Ideological constrain perceptions, but it is possible to depart from the a famous saying by Marx that “people are only then willing to see problems, if there are solutions available for them”.

Cities proclaim they offer solutions and therefore attract people hoping to find precisely solutions to problems besetting so far their lives. Obviously there are many who turn away from the city once disappointed, but obviously they do not depart altogether, thereby creating what Andre Loeckx would call “the culture of ambivalence”.

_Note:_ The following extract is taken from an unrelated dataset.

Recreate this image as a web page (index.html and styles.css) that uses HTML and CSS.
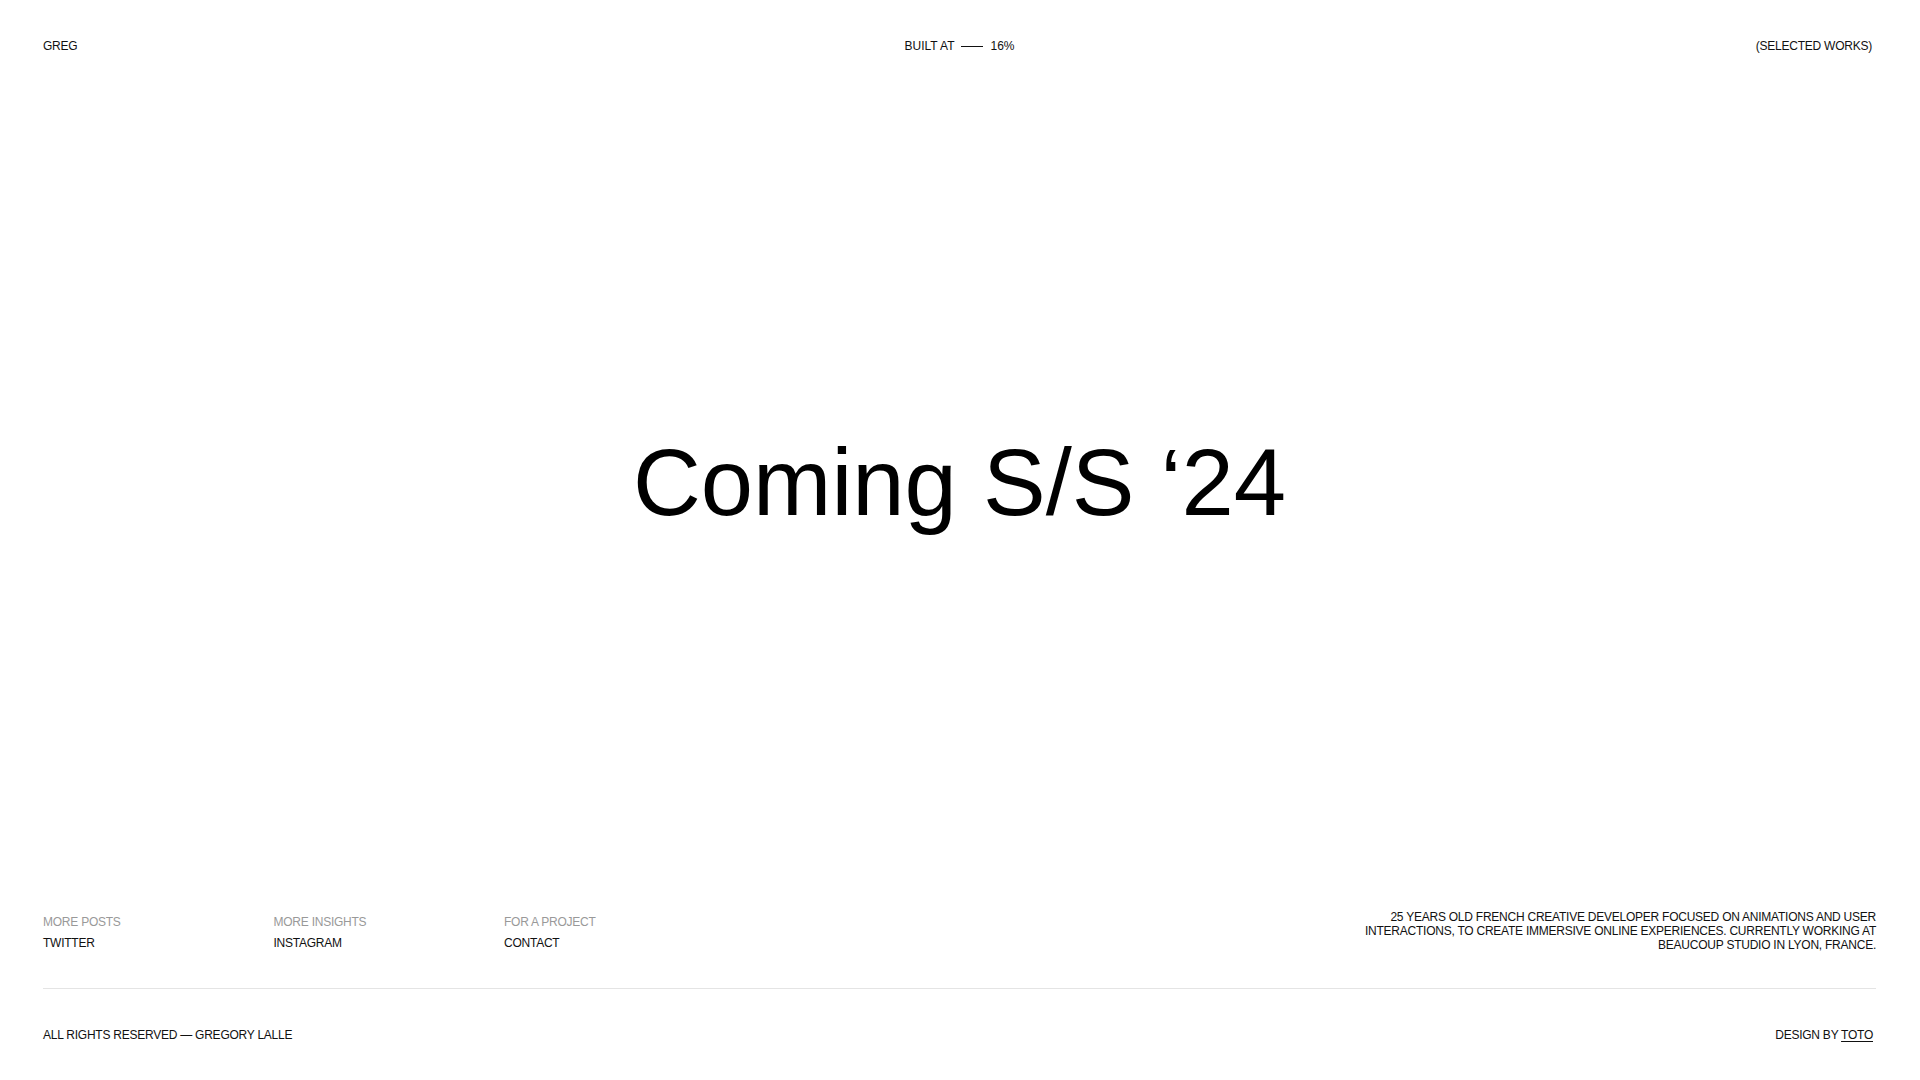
FILE: index.html
```html
<!DOCTYPE html>
<html lang="en">
<head>
<meta charset="utf-8">
<title>Greg — Coming S/S '24</title>
<link rel="stylesheet" href="styles.css">
</head>
<body>
<div class="page">
  <header class="top">
    <a class="brand" href="#">GREG</a>
    <div class="built">
      <span>BUILT AT</span>
      <span class="dash"></span>
      <span>16%</span>
    </div>
    <a class="works" href="#">(SELECTED WORKS)</a>
  </header>

  <main class="hero">
    <h1 class="title">Coming S/S ‘24</h1>
  </main>

  <footer class="foot">
    <div class="foot-top">
      <div class="links">
        <div class="link-col">
          <span class="label">MORE POSTS</span>
          <a class="link" href="#">TWITTER</a>
        </div>
        <div class="link-col">
          <span class="label">MORE INSIGHTS</span>
          <a class="link" href="#">INSTAGRAM</a>
        </div>
        <div class="link-col">
          <span class="label">FOR A PROJECT</span>
          <a class="link" href="#">CONTACT</a>
        </div>
      </div>
      <p class="bio">25 YEARS OLD FRENCH CREATIVE DEVELOPER FOCUSED ON ANIMATIONS AND USER INTERACTIONS, TO CREATE IMMERSIVE ONLINE EXPERIENCES. CURRENTLY WORKING AT BEAUCOUP STUDIO IN LYON, FRANCE.</p>
    </div>
    <div class="rule"></div>
    <div class="foot-bottom">
      <span>ALL RIGHTS RESERVED — GREGORY LALLE</span>
      <span>DESIGN BY <a class="credit" href="#">TOTO</a></span>
    </div>
  </footer>
</div>
</body>
</html>
```

FILE: styles.css
```css
* {
  box-sizing: border-box;
}

html, body {
  margin: 0;
  padding: 0;
  background: #ffffff;
}

body {
  font-family: "Liberation Sans", Arial, sans-serif;
  font-size: 12px;
  line-height: 15px;
  letter-spacing: -0.02em;
  color: #111111;
}

a {
  color: inherit;
  text-decoration: none;
}

.page {
  height: 100vh;
  display: flex;
  flex-direction: column;
  padding: 0 44px 0 43px;
}

.top {
  display: grid;
  grid-template-columns: 1fr auto 1fr;
  align-items: center;
  padding-top: 39px;
}

.works {
  justify-self: end;
  margin-right: 4px;
}

.built {
  display: flex;
  align-items: center;
  gap: 7px;
  letter-spacing: 0;
}

.dash {
  display: block;
  width: 22px;
  height: 1px;
  background: #111111;
}

.hero {
  flex: 1;
  display: flex;
  align-items: center;
  justify-content: center;
  padding-top: 3px;
}

.title {
  margin: 0;
  font-family: "Liberation Sans", Arial, sans-serif;
  font-weight: 400;
  font-size: 94px;
  line-height: 1;
  letter-spacing: 0;
  color: #000000;
}

.foot-top {
  display: flex;
  justify-content: space-between;
  align-items: center;
}

.links {
  display: flex;
  padding-top: 4px;
}

.link-col {
  width: 230.5px;
  display: flex;
  flex-direction: column;
  line-height: 21px;
}

.label {
  color: #999999;
}

.bio {
  margin: 0;
  width: 520px;
  text-align: right;
  line-height: 14px;
}

.rule {
  height: 1px;
  background: #e4e4e4;
  margin: 34px 0 39px;
}

.foot-bottom {
  display: flex;
  justify-content: space-between;
  padding: 0 3px 37px 0;
}

.credit {
  text-decoration: underline;
  text-decoration-thickness: 1px;
  text-underline-offset: 2px;
}
```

Crucial is here to elaborate in a more refined sense upon what constitutes ‘life in a city’. It requires some answer to this kind of ambivalence between technology offering solutions, but being as well a cause of still further problems. It is not only about “putting on the lights in the streets”, as Andre Loeckx would formulate it, but seeing what takes place when ‘those with higher incomes move either out of a specific district or never move in, while those left behind, feel abandoned and even more threatened by the newcomers, since mostly people from indigenous populations, who appear to be networked, in contact with each other compared to the social isolation those left behind, mainly poor, aged and with low qualification, that is without experience and skills on how to network even when within urban ghettos’. That leads to the questions how are multi-cultural tensions and social problems resolved.

Anna Arvanitaki makes here in relation to culture the relevant point that there is a difference between using culture / cultural activities to resolve social problems and using technology to further other solutions. Moreover, culture should not be so much for its own sake, but be used to feed into other activities to sustain meaningful processes in, for example, education. This sustains life in cities.

The critical question is, however, when culture is no longer autonomous, but an expression of the cultural industry, what happens then? It appears what threatens a sustainable life in cities as far as artists and cultural workers are concerned, is they are forced to move on because of high rents and lack of physical spaces (for ateliers and exhibitions). It leads to a lack of mobility, improvisation and innovation but also loss of artistic life.

6. What are the values in the city?

Are these values typical to hierarchical, social and ideological stratification schemes? (For example, the rich live in one part of the city while the poorer classes congregate in other areas with poor housing quality, low communal services, little green space etc. – see here the description by Marquez in “hundred years of loneliness” as to who lives on the other side of the railway track). Value disposition leads to recognizing or not problems of social division affecting the life in the city and what is being done to attain equality by providing access to communal services? As these are as much visible as invisible problems shown among other activities in the degree of cultural participation (very few make use of cultural resources – the old question why not as posed by Mitscherlich), it is crucial to find out how people find and get orientation. Values lived reflect themselves in types of priorities adhered to or else forgotten or given up for the sake of just getting on with life. These compromises leave many things unattended while the city expands along the sea side although it was, for example, in Greece a formal but equally unwritten law to leave the sea be accessible to everyone. An interesting example has been set here by the Chicago Master Plan according to Sue Tilden, where people grew up with the plan before it being implemented and everyone agreed on the value consensus that along the lake shore nothing should be built. Values are reflected as well in the city’s agenda and express themselves in municipal elections as to who stands for mayor and which groups gain influence as a result. That becomes apparent throughout a city’s history and it may be a good way to assess real components of human values as opposed to political expediencies linked to management methods and real power potentialities.

7. How does the city compare itself to others, does it establish linkages or networks on the basis of similarities or differences?

For instance, in a discussion with a member of the Irish embassy, the possibility of twinning Chania with Galway was considered. This was made on the basis of similarities in terms of size, character, port, and even cultural compatibilities. For sure, the networking between different European cities is a part of the official EU programs.

8. What conceptual solutions have been offered and tried so far?

Here the discussion should also refer to the concepts developed in the tender, insofar as the AGORA idea stands for both market and cultural accessibilities. By the same token, even when borrowing terms of Ancient Greek, it is crucial that the epistemological orientation which goes with them is understood.

9. Does the city offer livable solutions, if at all?

In connection with question 8, question 9 should bring about a discussion within the analytical group about the key concept used lately by the European

Commission, namely Sustainability / sustainable development

To what extent does this include such solutions which make a city being livable / alive? Here Pavlos Delladetsima would rightly argue that in planning, there is too much rhetoric involved and therefore he advises to avoid using terms which have come into fashion as of late or if use thereof cannot be avoided, then at least to use them with great care and caution.

Note: these questions are posed in the light of the invitation by the European Commission (DG XII) and the Coordination Centre for Technology Assessment (TVFF-Berlin) to Dr. Hatto Fischer as project leader of the tender / analytical group to report about this conference “Myth of the City” at the European Conference: “Urban Utopias, new tools for the Renaissance of the city in Europe (Sustainable and Intended Development of the cities in Europe)”

to be held in Berlin, Nov. 16th and 17th 1995.